The movie itself was surprisingly light and funny, while still having some thick, heavy drama, of course. The forgiving run-time and not so heavy tone of the film allow for viewers of all interests and demographics, not just history nerds. That does not take away from the importance of the film, however. The viewer is constantly beat over the head with the fact that this man has to resolve the two biggest problems this country has ever faced in the span of a few weeks. The script is littered with powerful punch lines from many different characters re-enforcing both the importance of ending the war, ending slavery, and the impossibility of achieving both. The situation is handled surprisingly calmly by Day-Lewis’ cool and collected Lincoln. While not forfeiting some serious, intimidating, and powerful words, he usually relies on subtle revelations and metaphors, even a funny story or two. The courthouse is where you will find the dramatics: the racism, the slander, the insults, and the real hits to each party in their fight to destroy or save slavery.
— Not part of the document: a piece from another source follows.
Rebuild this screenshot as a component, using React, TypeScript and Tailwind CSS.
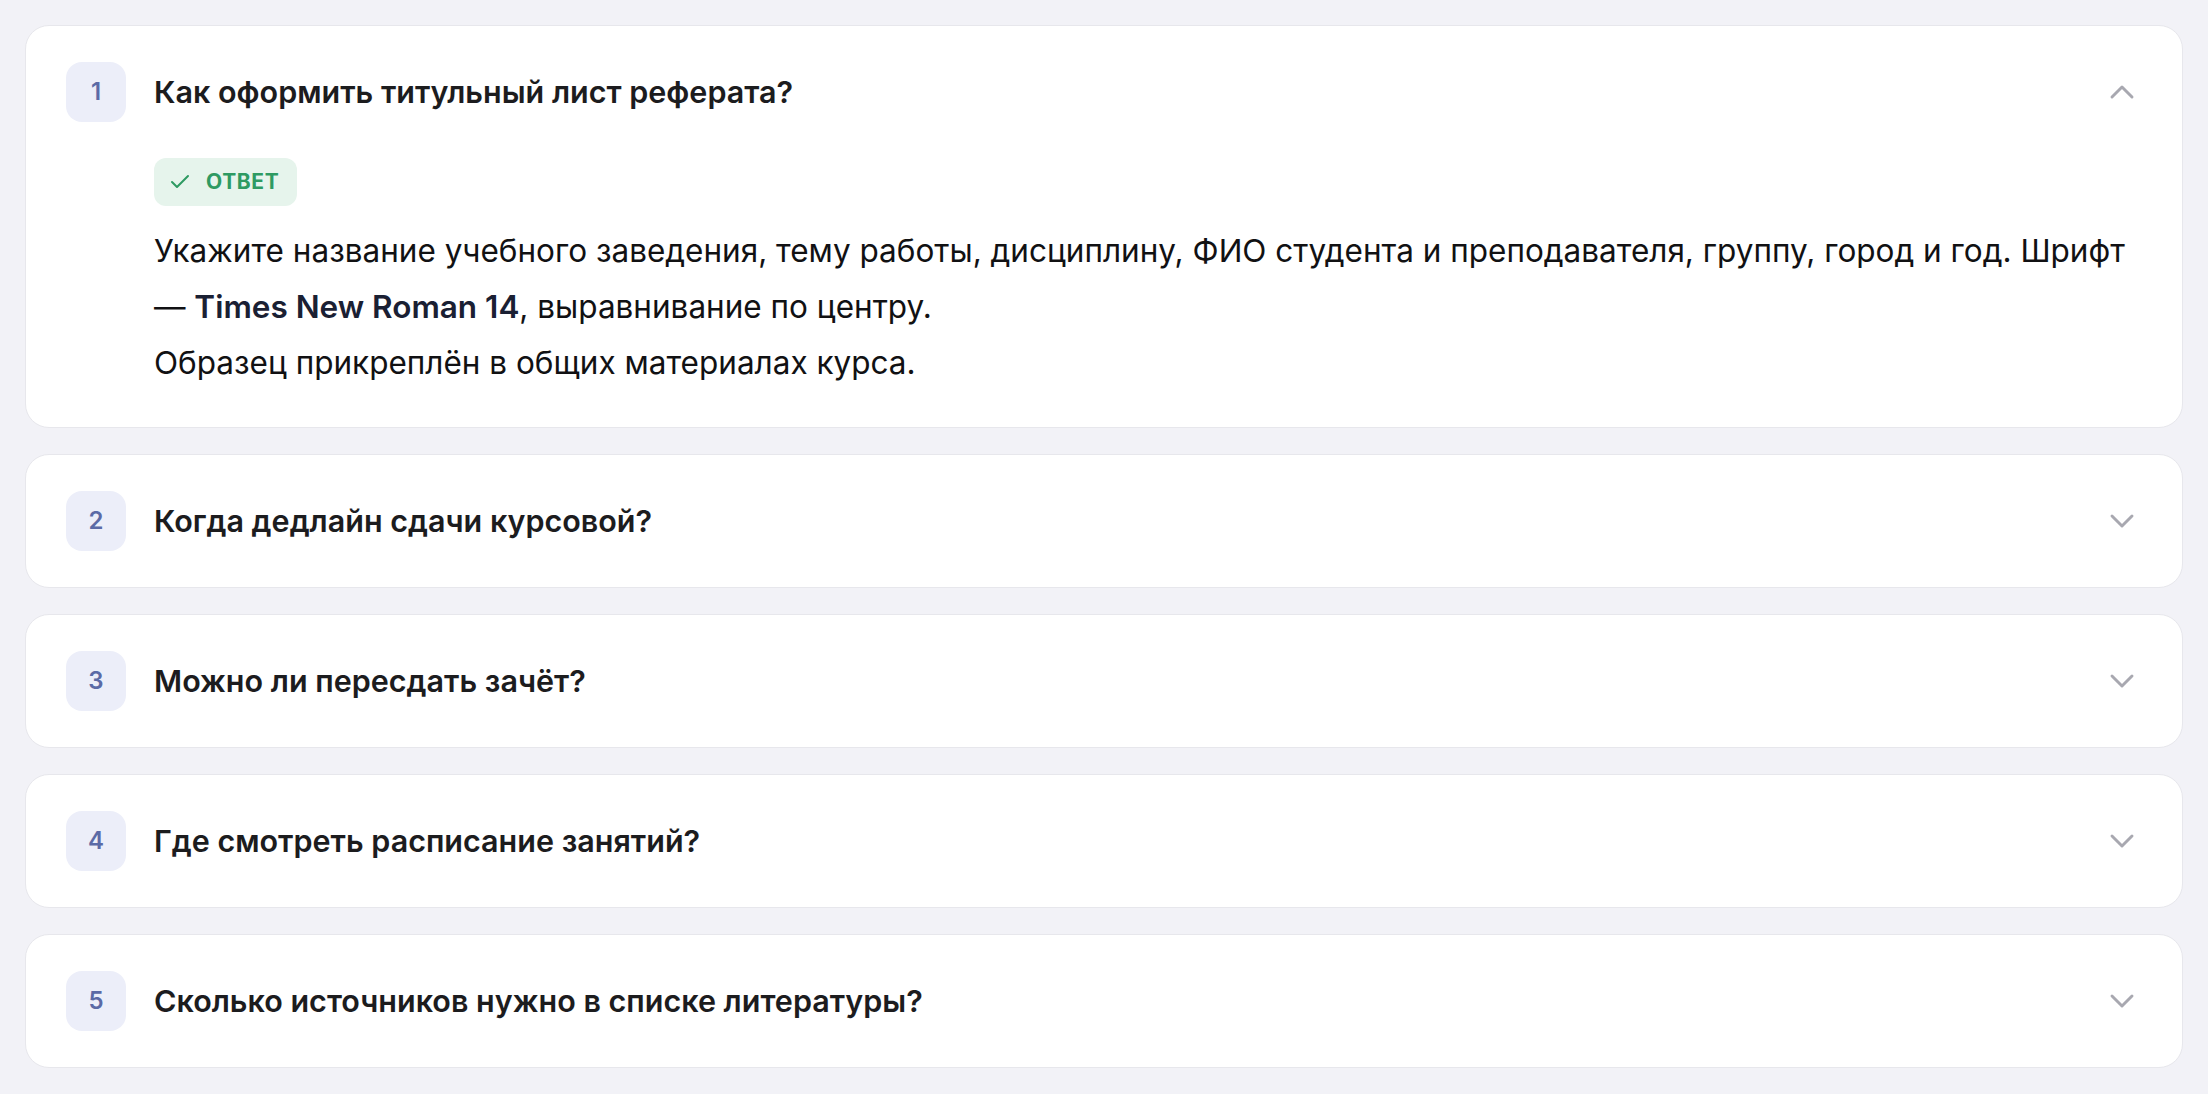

The second unit work, which is what I refer the set, costume, and make-up crew as, is really good and convincing, and the film features a subtle yet satisfying soundtrack from the illustrious John Williams. The theme for this movie is one of my favorites from him. The camera work is classic Spielberg, involving some great cinematic work to enforce many themes like importance and power. It was very fitting for the telling of this story. And there was one thing that Steven Spielberg did that I really noticed and enjoyed, and that was the introductions of a lot of the characters. The camera work and dialogue schemes used to first show several of the characters, including Lincoln, Thaddeus Stevens, and the Spader/Hawkes/Nelson trio, was really cool.

My Rating

4/4 – Combined with the most true acting performance I have ever seen with Daniel Day-Lewis’ Abraham Lincoln is a funny, powerful, flawless presentation of the most important couple of months in U.S. history.